**Problem to work on**
Leave out the pictures and copy everything else in the entries exactly.

**Items**
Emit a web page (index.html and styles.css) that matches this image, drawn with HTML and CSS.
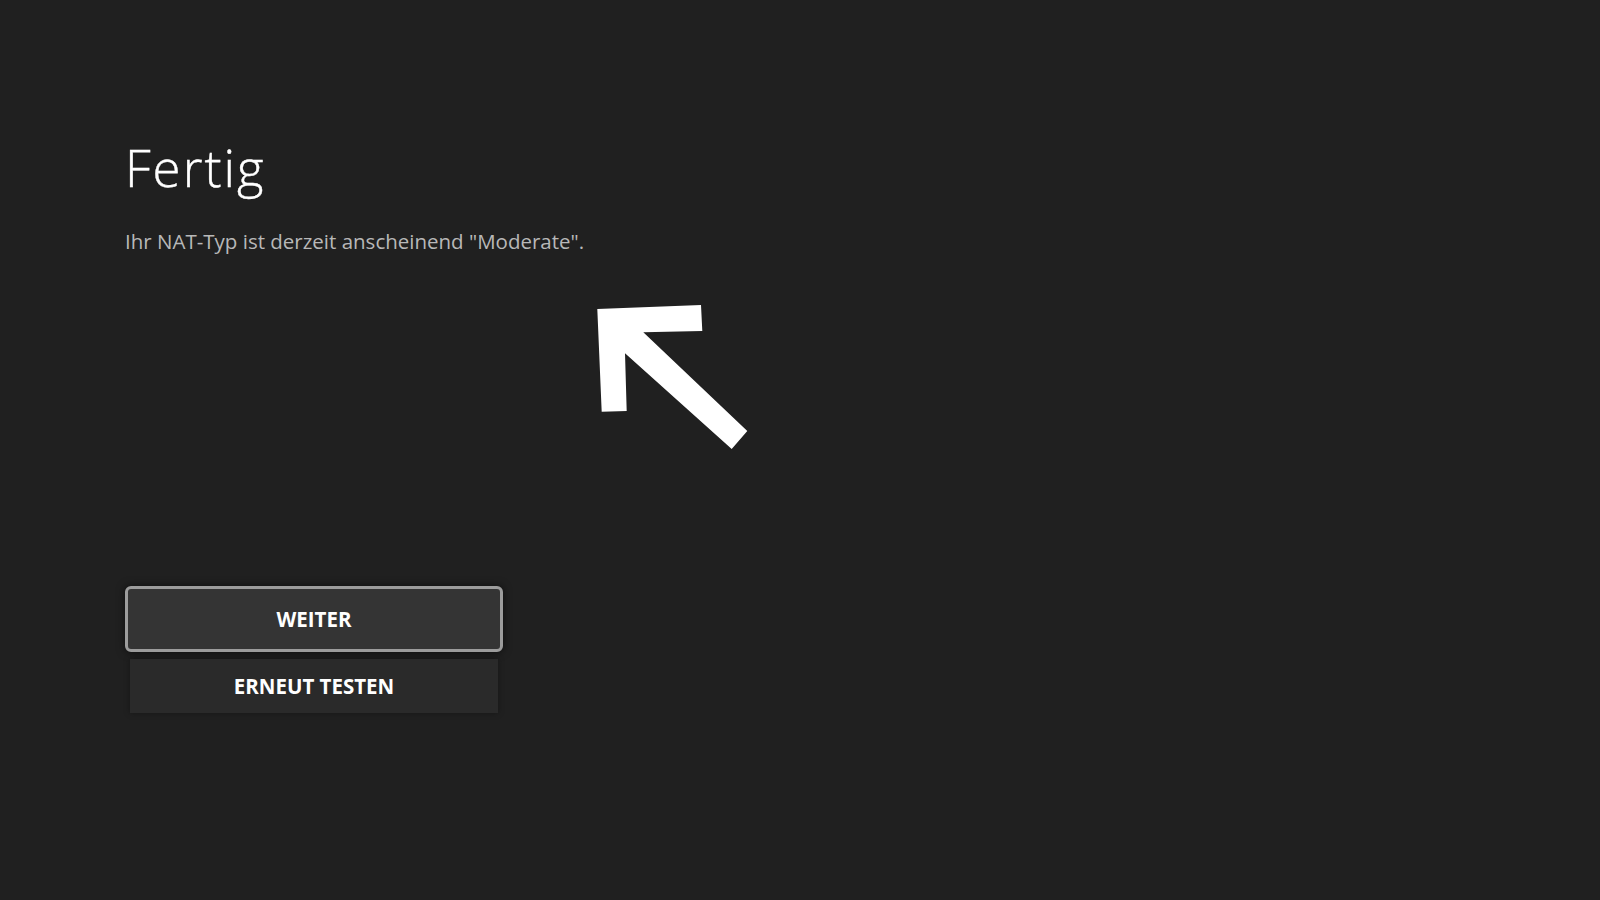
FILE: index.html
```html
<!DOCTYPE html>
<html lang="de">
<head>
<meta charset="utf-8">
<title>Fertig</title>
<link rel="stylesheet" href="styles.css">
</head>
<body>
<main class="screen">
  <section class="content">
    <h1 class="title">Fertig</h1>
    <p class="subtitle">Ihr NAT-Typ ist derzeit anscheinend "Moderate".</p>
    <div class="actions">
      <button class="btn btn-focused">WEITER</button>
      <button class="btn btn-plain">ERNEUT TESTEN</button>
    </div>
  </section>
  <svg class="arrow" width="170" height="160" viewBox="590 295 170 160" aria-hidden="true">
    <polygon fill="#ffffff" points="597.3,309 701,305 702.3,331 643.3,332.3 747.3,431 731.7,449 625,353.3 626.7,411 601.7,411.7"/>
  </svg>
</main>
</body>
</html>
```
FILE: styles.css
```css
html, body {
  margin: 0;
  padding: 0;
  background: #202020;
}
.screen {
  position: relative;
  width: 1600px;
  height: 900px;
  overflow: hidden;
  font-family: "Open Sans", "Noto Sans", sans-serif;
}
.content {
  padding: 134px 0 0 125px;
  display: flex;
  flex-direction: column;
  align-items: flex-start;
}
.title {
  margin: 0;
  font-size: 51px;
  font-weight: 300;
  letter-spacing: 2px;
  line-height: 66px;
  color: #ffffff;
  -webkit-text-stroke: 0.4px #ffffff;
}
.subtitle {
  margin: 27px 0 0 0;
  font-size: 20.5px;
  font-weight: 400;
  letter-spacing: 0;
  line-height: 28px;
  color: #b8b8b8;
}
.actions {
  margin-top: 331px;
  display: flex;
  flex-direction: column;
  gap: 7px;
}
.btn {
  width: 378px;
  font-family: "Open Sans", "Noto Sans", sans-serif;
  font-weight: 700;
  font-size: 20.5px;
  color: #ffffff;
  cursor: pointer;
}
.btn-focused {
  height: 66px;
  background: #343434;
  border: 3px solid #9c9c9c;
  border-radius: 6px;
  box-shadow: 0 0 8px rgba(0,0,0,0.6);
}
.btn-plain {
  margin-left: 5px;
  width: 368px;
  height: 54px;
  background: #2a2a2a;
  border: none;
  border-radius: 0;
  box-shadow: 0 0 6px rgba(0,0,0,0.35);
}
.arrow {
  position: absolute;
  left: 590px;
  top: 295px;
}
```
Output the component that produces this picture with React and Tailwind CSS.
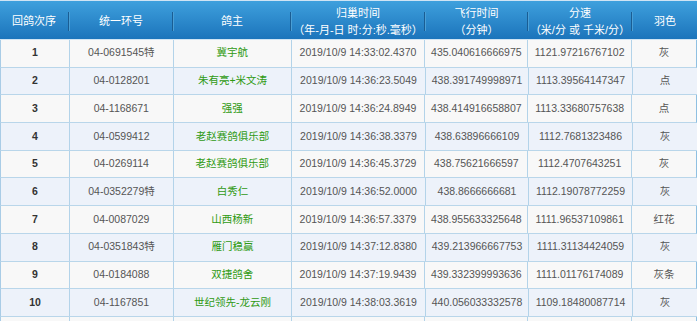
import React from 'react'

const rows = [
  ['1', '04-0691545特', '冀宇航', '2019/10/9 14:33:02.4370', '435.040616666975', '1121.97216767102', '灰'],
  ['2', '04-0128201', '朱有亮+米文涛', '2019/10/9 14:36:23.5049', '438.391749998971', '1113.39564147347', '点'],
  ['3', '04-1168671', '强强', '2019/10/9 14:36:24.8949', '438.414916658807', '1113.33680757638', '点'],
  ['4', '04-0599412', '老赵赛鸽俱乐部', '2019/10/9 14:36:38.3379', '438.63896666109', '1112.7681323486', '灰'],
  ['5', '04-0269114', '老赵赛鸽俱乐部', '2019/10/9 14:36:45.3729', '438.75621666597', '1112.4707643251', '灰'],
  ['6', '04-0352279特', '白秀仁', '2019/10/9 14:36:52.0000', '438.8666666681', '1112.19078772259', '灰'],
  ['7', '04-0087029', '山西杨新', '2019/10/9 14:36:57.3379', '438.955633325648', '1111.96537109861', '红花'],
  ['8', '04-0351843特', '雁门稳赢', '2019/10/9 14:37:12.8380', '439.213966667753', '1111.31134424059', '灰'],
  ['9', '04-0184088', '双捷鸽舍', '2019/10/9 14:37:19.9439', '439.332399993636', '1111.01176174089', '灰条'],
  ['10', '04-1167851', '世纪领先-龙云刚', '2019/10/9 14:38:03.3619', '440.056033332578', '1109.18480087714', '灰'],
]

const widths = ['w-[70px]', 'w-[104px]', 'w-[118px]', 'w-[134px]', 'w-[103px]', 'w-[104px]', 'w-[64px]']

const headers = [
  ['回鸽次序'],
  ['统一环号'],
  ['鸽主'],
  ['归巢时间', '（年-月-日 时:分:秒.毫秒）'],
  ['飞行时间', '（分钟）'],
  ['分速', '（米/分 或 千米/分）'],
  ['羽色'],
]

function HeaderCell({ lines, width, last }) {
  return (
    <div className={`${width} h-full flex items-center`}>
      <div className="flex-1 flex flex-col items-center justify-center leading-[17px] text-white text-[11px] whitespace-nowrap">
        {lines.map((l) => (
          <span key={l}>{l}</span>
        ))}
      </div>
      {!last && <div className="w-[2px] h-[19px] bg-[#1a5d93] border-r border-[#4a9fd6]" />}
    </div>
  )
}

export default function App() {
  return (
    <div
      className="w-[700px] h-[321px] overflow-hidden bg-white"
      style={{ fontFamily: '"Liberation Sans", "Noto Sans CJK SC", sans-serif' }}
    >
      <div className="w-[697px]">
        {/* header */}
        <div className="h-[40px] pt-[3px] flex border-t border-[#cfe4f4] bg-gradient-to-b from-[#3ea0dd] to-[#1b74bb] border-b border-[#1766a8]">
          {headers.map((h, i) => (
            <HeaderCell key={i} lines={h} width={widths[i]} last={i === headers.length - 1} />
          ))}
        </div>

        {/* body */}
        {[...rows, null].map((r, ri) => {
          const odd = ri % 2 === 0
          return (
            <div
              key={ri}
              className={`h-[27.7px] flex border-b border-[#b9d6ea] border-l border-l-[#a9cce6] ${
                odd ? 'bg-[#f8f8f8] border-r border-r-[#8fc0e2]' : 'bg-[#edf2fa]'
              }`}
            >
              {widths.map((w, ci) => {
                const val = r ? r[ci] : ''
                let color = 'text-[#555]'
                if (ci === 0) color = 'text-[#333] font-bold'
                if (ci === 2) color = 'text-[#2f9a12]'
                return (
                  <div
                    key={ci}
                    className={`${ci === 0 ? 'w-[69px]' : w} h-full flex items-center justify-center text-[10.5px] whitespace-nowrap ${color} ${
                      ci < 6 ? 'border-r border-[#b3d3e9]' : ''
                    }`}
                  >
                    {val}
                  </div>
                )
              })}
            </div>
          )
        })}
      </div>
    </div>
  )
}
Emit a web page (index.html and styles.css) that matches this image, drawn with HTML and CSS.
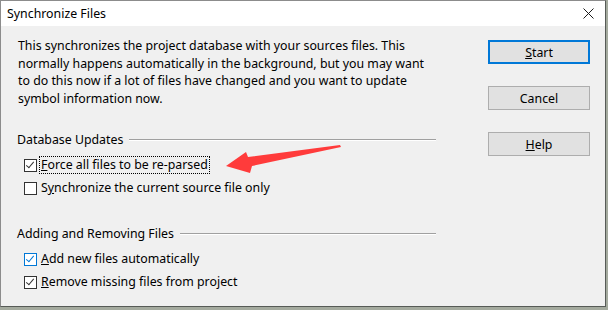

**Exercise response**
Emit a web page (index.html and styles.css) that matches this image, drawn with HTML and CSS.
FILE: index.html
```html
<!DOCTYPE html>
<html lang="de">
<head>
<meta charset="utf-8">
<title>Fertig</title>
<link rel="stylesheet" href="styles.css">
</head>
<body>
<main class="screen">
  <section class="content">
    <h1 class="title">Fertig</h1>
    <p class="subtitle">Ihr NAT-Typ ist derzeit anscheinend "Moderate".</p>
    <div class="actions">
      <button class="btn btn-focused">WEITER</button>
      <button class="btn btn-plain">ERNEUT TESTEN</button>
    </div>
  </section>
  <svg class="arrow" width="170" height="160" viewBox="590 295 170 160" aria-hidden="true">
    <polygon fill="#ffffff" points="597.3,309 701,305 702.3,331 643.3,332.3 747.3,431 731.7,449 625,353.3 626.7,411 601.7,411.7"/>
  </svg>
</main>
</body>
</html>
```
FILE: styles.css
```css
html, body {
  margin: 0;
  padding: 0;
  background: #202020;
}
.screen {
  position: relative;
  width: 1600px;
  height: 900px;
  overflow: hidden;
  font-family: "Open Sans", "Noto Sans", sans-serif;
}
.content {
  padding: 134px 0 0 125px;
  display: flex;
  flex-direction: column;
  align-items: flex-start;
}
.title {
  margin: 0;
  font-size: 51px;
  font-weight: 300;
  letter-spacing: 2px;
  line-height: 66px;
  color: #ffffff;
  -webkit-text-stroke: 0.4px #ffffff;
}
.subtitle {
  margin: 27px 0 0 0;
  font-size: 20.5px;
  font-weight: 400;
  letter-spacing: 0;
  line-height: 28px;
  color: #b8b8b8;
}
.actions {
  margin-top: 331px;
  display: flex;
  flex-direction: column;
  gap: 7px;
}
.btn {
  width: 378px;
  font-family: "Open Sans", "Noto Sans", sans-serif;
  font-weight: 700;
  font-size: 20.5px;
  color: #ffffff;
  cursor: pointer;
}
.btn-focused {
  height: 66px;
  background: #343434;
  border: 3px solid #9c9c9c;
  border-radius: 6px;
  box-shadow: 0 0 8px rgba(0,0,0,0.6);
}
.btn-plain {
  margin-left: 5px;
  width: 368px;
  height: 54px;
  background: #2a2a2a;
  border: none;
  border-radius: 0;
  box-shadow: 0 0 6px rgba(0,0,0,0.35);
}
.arrow {
  position: absolute;
  left: 590px;
  top: 295px;
}
```
Output the component that produces this picture with React and Tailwind CSS.
import React from 'react'

const rows = [
  ['1', '04-0691545特', '冀宇航', '2019/10/9 14:33:02.4370', '435.040616666975', '1121.97216767102', '灰'],
  ['2', '04-0128201', '朱有亮+米文涛', '2019/10/9 14:36:23.5049', '438.391749998971', '1113.39564147347', '点'],
  ['3', '04-1168671', '强强', '2019/10/9 14:36:24.8949', '438.414916658807', '1113.33680757638', '点'],
  ['4', '04-0599412', '老赵赛鸽俱乐部', '2019/10/9 14:36:38.3379', '438.63896666109', '1112.7681323486', '灰'],
  ['5', '04-0269114', '老赵赛鸽俱乐部', '2019/10/9 14:36:45.3729', '438.75621666597', '1112.4707643251', '灰'],
  ['6', '04-0352279特', '白秀仁', '2019/10/9 14:36:52.0000', '438.8666666681', '1112.19078772259', '灰'],
  ['7', '04-0087029', '山西杨新', '2019/10/9 14:36:57.3379', '438.955633325648', '1111.96537109861', '红花'],
  ['8', '04-0351843特', '雁门稳赢', '2019/10/9 14:37:12.8380', '439.213966667753', '1111.31134424059', '灰'],
  ['9', '04-0184088', '双捷鸽舍', '2019/10/9 14:37:19.9439', '439.332399993636', '1111.01176174089', '灰条'],
  ['10', '04-1167851', '世纪领先-龙云刚', '2019/10/9 14:38:03.3619', '440.056033332578', '1109.18480087714', '灰'],
]

const widths = ['w-[70px]', 'w-[104px]', 'w-[118px]', 'w-[134px]', 'w-[103px]', 'w-[104px]', 'w-[64px]']

const headers = [
  ['回鸽次序'],
  ['统一环号'],
  ['鸽主'],
  ['归巢时间', '（年-月-日 时:分:秒.毫秒）'],
  ['飞行时间', '（分钟）'],
  ['分速', '（米/分 或 千米/分）'],
  ['羽色'],
]

function HeaderCell({ lines, width, last }) {
  return (
    <div className={`${width} h-full flex items-center`}>
      <div className="flex-1 flex flex-col items-center justify-center leading-[17px] text-white text-[11px] whitespace-nowrap">
        {lines.map((l) => (
          <span key={l}>{l}</span>
        ))}
      </div>
      {!last && <div className="w-[2px] h-[19px] bg-[#1a5d93] border-r border-[#4a9fd6]" />}
    </div>
  )
}

export default function App() {
  return (
    <div
      className="w-[700px] h-[321px] overflow-hidden bg-white"
      style={{ fontFamily: '"Liberation Sans", "Noto Sans CJK SC", sans-serif' }}
    >
      <div className="w-[697px]">
        {/* header */}
        <div className="h-[40px] pt-[3px] flex border-t border-[#cfe4f4] bg-gradient-to-b from-[#3ea0dd] to-[#1b74bb] border-b border-[#1766a8]">
          {headers.map((h, i) => (
            <HeaderCell key={i} lines={h} width={widths[i]} last={i === headers.length - 1} />
          ))}
        </div>

        {/* body */}
        {[...rows, null].map((r, ri) => {
          const odd = ri % 2 === 0
          return (
            <div
              key={ri}
              className={`h-[27.7px] flex border-b border-[#b9d6ea] border-l border-l-[#a9cce6] ${
                odd ? 'bg-[#f8f8f8] border-r border-r-[#8fc0e2]' : 'bg-[#edf2fa]'
              }`}
            >
              {widths.map((w, ci) => {
                const val = r ? r[ci] : ''
                let color = 'text-[#555]'
                if (ci === 0) color = 'text-[#333] font-bold'
                if (ci === 2) color = 'text-[#2f9a12]'
                return (
                  <div
                    key={ci}
                    className={`${ci === 0 ? 'w-[69px]' : w} h-full flex items-center justify-center text-[10.5px] whitespace-nowrap ${color} ${
                      ci < 6 ? 'border-r border-[#b3d3e9]' : ''
                    }`}
                  >
                    {val}
                  </div>
                )
              })}
            </div>
          )
        })}
      </div>
    </div>
  )
}
Emit a web page (index.html and styles.css) that matches this image, drawn with HTML and CSS.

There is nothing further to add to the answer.